Task details:
Give the listing again exactly, omitting its images.

════════════════

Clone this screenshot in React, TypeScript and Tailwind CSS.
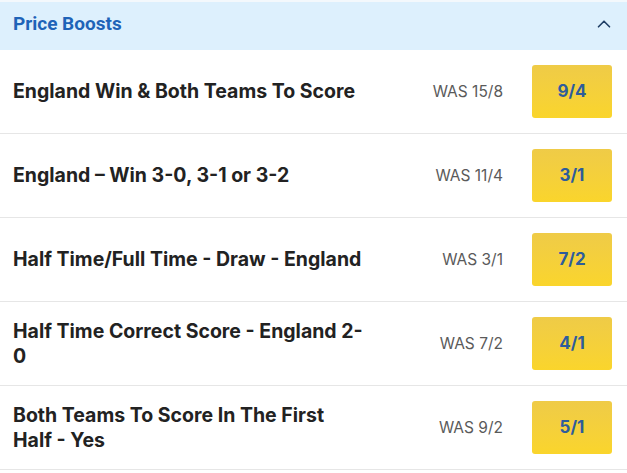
import { ChevronUp } from "lucide-react";

type Boost = { id: number; title: string; was: string; odds: string };

const boosts: Boost[] = [
  { id: 1, title: "England Win & Both Teams To Score", was: "15/8", odds: "9/4" },
  { id: 2, title: "England – Win 3-0, 3-1 or 3-2", was: "11/4", odds: "3/1" },
  { id: 3, title: "Half Time/Full Time - Draw - England", was: "3/1", odds: "7/2" },
  { id: 4, title: "Half Time Correct Score - England 2-0", was: "7/2", odds: "4/1" },
  { id: 5, title: "Both Teams To Score In The First Half - Yes", was: "9/2", odds: "5/1" },
];

export default function App() {
  return (
    <div className="min-h-[473px] w-[627px] bg-white font-['Inter',sans-serif]">
      <div className="border-t-2 border-[#f3f8fc] bg-[#ddf0fd]">
        <div className="flex h-[48px] items-center justify-between pb-[4px] pl-[13px] pr-[12px]">
          <span className="font-['Roboto',sans-serif] text-[19px] font-bold text-[#1e63b8]">
            Price Boosts
          </span>
          <ChevronUp size={22} strokeWidth={1.8} className="text-[#1f3f66]" />
        </div>
      </div>
      <ul>
        {boosts.map((b) => (
          <li
            key={b.id}
            className="flex h-[84px] items-center border-b border-[#e6e6e6] pl-[13px] pr-[15px]"
          >
            <span className="w-[352px] text-[19.5px] leading-[25px] font-bold text-[#222]">
              {b.title}
            </span>
            <span className="ml-auto mr-[29px] text-[15.5px] text-[#5a5a5a]">WAS {b.was}</span>
            <button
              type="button"
              className="flex h-[53px] w-[80px] items-center justify-center rounded-[3px] bg-gradient-to-b from-[#efcb47] to-[#fad52b] text-[17px] font-bold text-[#2d5c9c]"
            >
              {b.odds}
            </button>
          </li>
        ))}
      </ul>
    </div>
  );
}
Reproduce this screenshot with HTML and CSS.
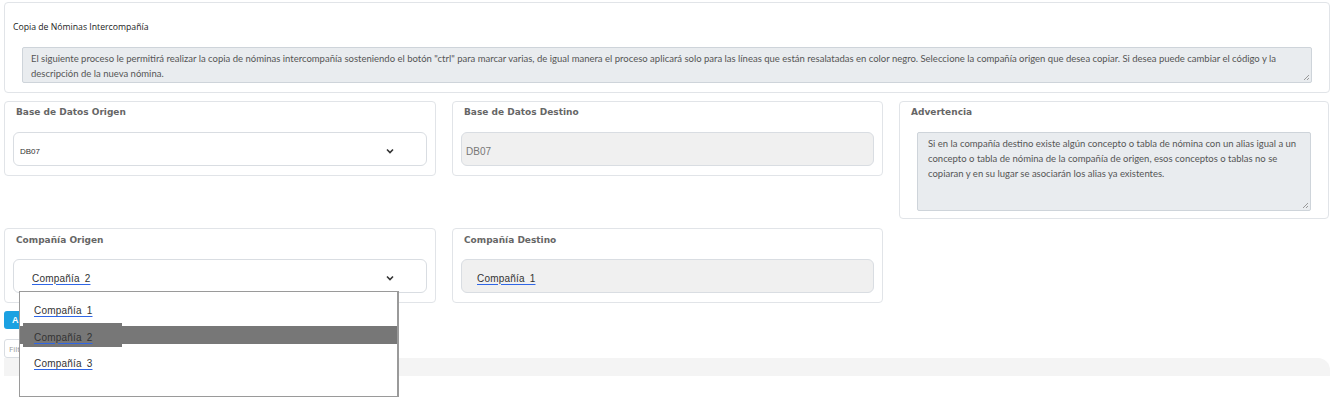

════════════════

Exercise solution:
Clone this screenshot in React, TypeScript and Tailwind CSS.
import { ChevronUp } from "lucide-react";

type Boost = { id: number; title: string; was: string; odds: string };

const boosts: Boost[] = [
  { id: 1, title: "England Win & Both Teams To Score", was: "15/8", odds: "9/4" },
  { id: 2, title: "England – Win 3-0, 3-1 or 3-2", was: "11/4", odds: "3/1" },
  { id: 3, title: "Half Time/Full Time - Draw - England", was: "3/1", odds: "7/2" },
  { id: 4, title: "Half Time Correct Score - England 2-0", was: "7/2", odds: "4/1" },
  { id: 5, title: "Both Teams To Score In The First Half - Yes", was: "9/2", odds: "5/1" },
];

export default function App() {
  return (
    <div className="min-h-[473px] w-[627px] bg-white font-['Inter',sans-serif]">
      <div className="border-t-2 border-[#f3f8fc] bg-[#ddf0fd]">
        <div className="flex h-[48px] items-center justify-between pb-[4px] pl-[13px] pr-[12px]">
          <span className="font-['Roboto',sans-serif] text-[19px] font-bold text-[#1e63b8]">
            Price Boosts
          </span>
          <ChevronUp size={22} strokeWidth={1.8} className="text-[#1f3f66]" />
        </div>
      </div>
      <ul>
        {boosts.map((b) => (
          <li
            key={b.id}
            className="flex h-[84px] items-center border-b border-[#e6e6e6] pl-[13px] pr-[15px]"
          >
            <span className="w-[352px] text-[19.5px] leading-[25px] font-bold text-[#222]">
              {b.title}
            </span>
            <span className="ml-auto mr-[29px] text-[15.5px] text-[#5a5a5a]">WAS {b.was}</span>
            <button
              type="button"
              className="flex h-[53px] w-[80px] items-center justify-center rounded-[3px] bg-gradient-to-b from-[#efcb47] to-[#fad52b] text-[17px] font-bold text-[#2d5c9c]"
            >
              {b.odds}
            </button>
          </li>
        ))}
      </ul>
    </div>
  );
}
Reproduce this screenshot with HTML and CSS.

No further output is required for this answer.